Вид семейного поместья брата Мишеля привел к довольно долгому разговору о методах и последствиях провозглашенного родства. Наше любопытство возбудилось до предела; брат Мишель предложил нам всем пройти обряд усыновления, и таким образом через несколько дней мы стали детьми Паааеуа, назначенного вождя Атуоны. Я не смог присутствовать на этой церемонии, простой до примитивности. Обе миссис Стивенсон и мистер Осборн вместе с Паааеуа, его женой и их приемным ребенком, сыном потерпевшего кораблекрушение австрийца, уселись за превосходный островной обед, главным и единственным необходимым блюдом на котором была свинина.

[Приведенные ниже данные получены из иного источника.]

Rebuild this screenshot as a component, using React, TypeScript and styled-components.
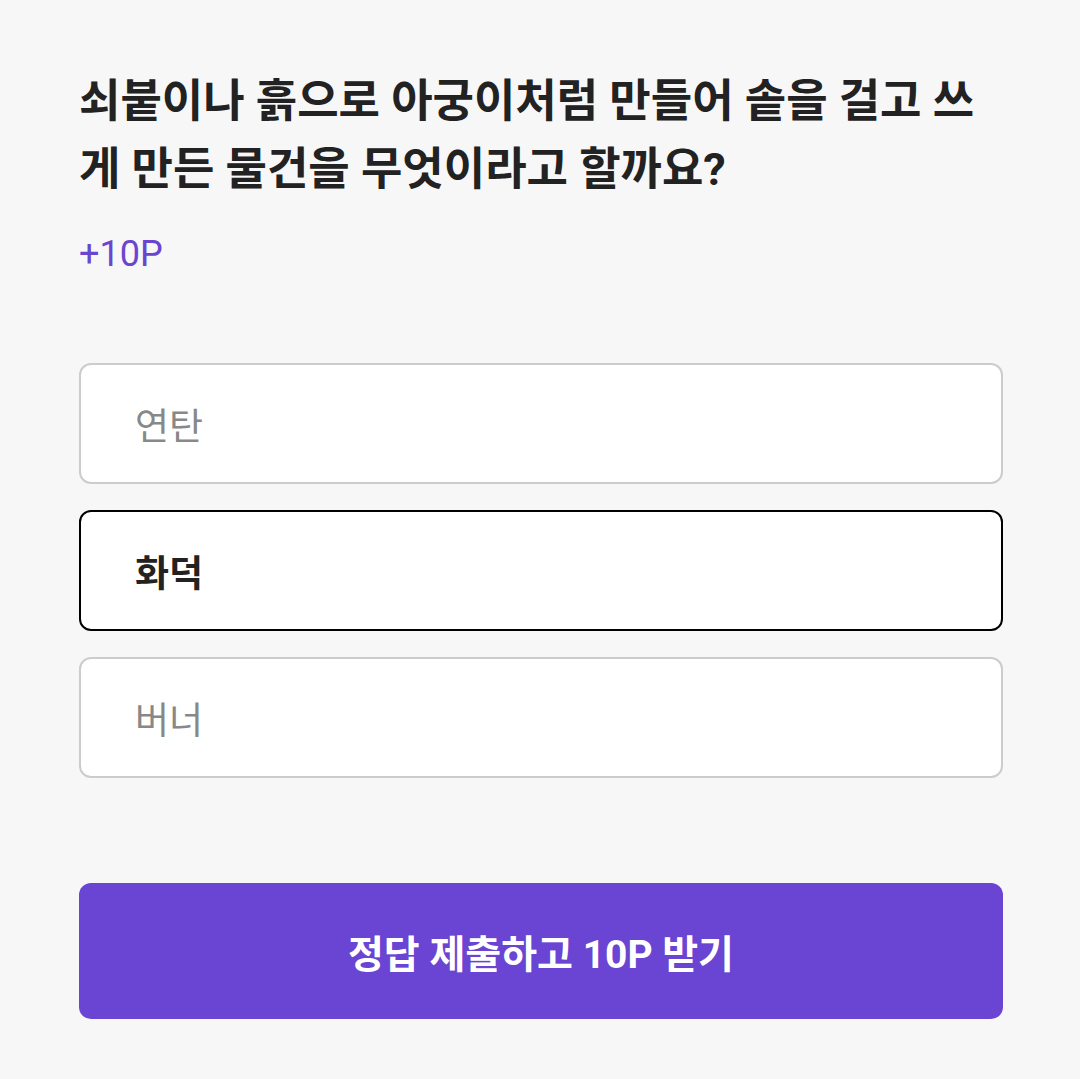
import React, { useState } from "react";
import styled, { createGlobalStyle } from "styled-components";

const GlobalStyle = createGlobalStyle`
  html, body {
    margin: 0;
    padding: 0;
    background: #f7f7f7;
  }
  body {
    font-family: Roboto, "Noto Sans CJK KR", "Noto Sans", sans-serif;
    -webkit-font-smoothing: antialiased;
  }
`;

const Page = styled.main`
  box-sizing: border-box;
  width: 1080px;
  min-height: 1079px;
  padding: 68px 77px 0 79px;
  background: #f7f7f7;
  display: flex;
  flex-direction: column;
`;

const Question = styled.h1`
  margin: 0;
  font-size: 45px;
  line-height: 68px;
  font-weight: 700;
  color: #222222;
  letter-spacing: 0;
`;

const Points = styled.div`
  margin-top: 28px;
  font-size: 36px;
  line-height: 44px;
  font-weight: 400;
  color: #6a45cf;
`;

const OptionList = styled.div`
  margin-top: 87px;
  display: flex;
  flex-direction: column;
  gap: 26px;
`;

const Option = styled.button<{ $selected?: boolean }>`
  box-sizing: border-box;
  width: 100%;
  height: 121px;
  display: flex;
  align-items: center;
  padding: 0 0 0 54px;
  background: #ffffff;
  border: 2px solid ${(p) => (p.$selected ? "#000000" : "#cccccc")};
  border-radius: 12px;
  font-family: inherit;
  font-size: 37px;
  font-weight: ${(p) => (p.$selected ? 700 : 400)};
  color: ${(p) => (p.$selected ? "#222222" : "#888888")};
  text-align: left;
  cursor: pointer;
`;

const SubmitButton = styled.button`
  margin-top: 105px;
  box-sizing: border-box;
  width: 100%;
  height: 136px;
  border: none;
  border-radius: 12px;
  background: #6a44d2;
  color: #ffffff;
  font-family: inherit;
  font-size: 39px;
  font-weight: 700;
  cursor: pointer;
`;

const options = ["연탄", "화덕", "버너"];

export default function App() {
  const [selected, setSelected] = useState(1);
  return (
    <>
      <GlobalStyle />
      <Page>
        <Question>
          쇠붙이나 흙으로 아궁이처럼 만들어 솥을 걸고 쓰게 만든 물건을 무엇이라고 할까요?
        </Question>
        <Points>+10P</Points>
        <OptionList>
          {options.map((o, i) => (
            <Option key={o} $selected={selected === i} onClick={() => setSelected(i)}>
              {o}
            </Option>
          ))}
        </OptionList>
        <SubmitButton>정답 제출하고 10P 받기</SubmitButton>
      </Page>
    </>
  );
}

Зрители смотрели на них из дома; однако никто, даже брат Мишель, не мог сесть за стол, потому что обед был обрядовым, создающим или провозглашающим новое родство. На Таити порядки не столь строги; когда мы с Ори «побратались», наши семьи сидели за одним с нами столом, однако считалось, что эта церемония воздействует только на него и меня — наша трапеза была ритуальной. Для усыновления младенца, полагаю, никаких формальностей не требуется; ребенка отдают родные отец с матерью, и он, когда становится взрослым, наследует владения приемных родителей. Подарками, вне всякого сомнения, обмениваются при заключении всех союзов, как общественных, так и международных, но я ни разу не слышал ни о каких пиршествах — очевидно, достаточно присутствия ребенка за обеденным столом. Мы можем найти здравый смысл в древней арабской идее, что общая еда создает общую кровь, с вытекающей отсюда аксиомой, что «отец тот, кто дает утром ребенку поесть». Таким образом, в маркизской практике этот смысл будет эфемерным; из таитянской практики превратившись в пережиток, исчезает совсем. Многим моим читателям может прийти на ум интересная параллель.